WASHINGTON—Advocates and opponents of duties against pneumatic off-the-road tires from India and Sri Lanka sparred at a final determination hearing before the International Trade Commission Jan. 4.
The same day, the U.S. Department of Commerce issued very low countervailing duties against Indian and Sri Lankan OTR imports, and found no evidence of dumping against Indian OTR tires. Sri Lankan OTR tire importers were not investigated for dumping.
Titan International Inc. and the United Steelworkers union petitioned the ITC for relief in January 2016, requesting formal investigations of OTR tires from China, India and Sri Lanka under Sections 701 and 731 of the Trade Act.
Chinese OTR tire importers were later excused from the investigation, but the ITC and Commerce pursued countervailing duty investigations against both India and Sri Lanka and antidumping duty investigations against India.

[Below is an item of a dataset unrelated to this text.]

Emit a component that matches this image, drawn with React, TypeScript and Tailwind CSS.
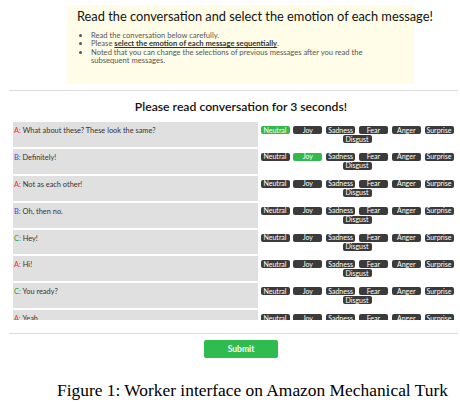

In its final determination issued Jan. 4, Commerce found subsidy rates of 5.36 percent against Indian OTR manufacturer Balkrishna Industries Ltd. (BKT), 4.9 percent against Indian manufacturer ATC Tires Private Ltd.; and 5.06 percent against all others.
Camso Loadstar (Private) Ltd., a Sri Lankan OTR tire producer, received a final countervailing duty rate of 2.18 percent, the same amount levied against all other Sri Lankan producers.
These rates were even lower than those issued by Commerce in June 2016. Those rates were 4.7 percent against BKT, 7.64 percent against ATC, 6.17 percent against all other Indian producers, and 2.9 percent against all Sri Lankan producers.
In his testimony, Titan International Chairman Maurice M. Taylor Jr. cited the ITC's 2008 decision granting Titan and the USW antidumping and countervailing duties against Chinese OTR imports.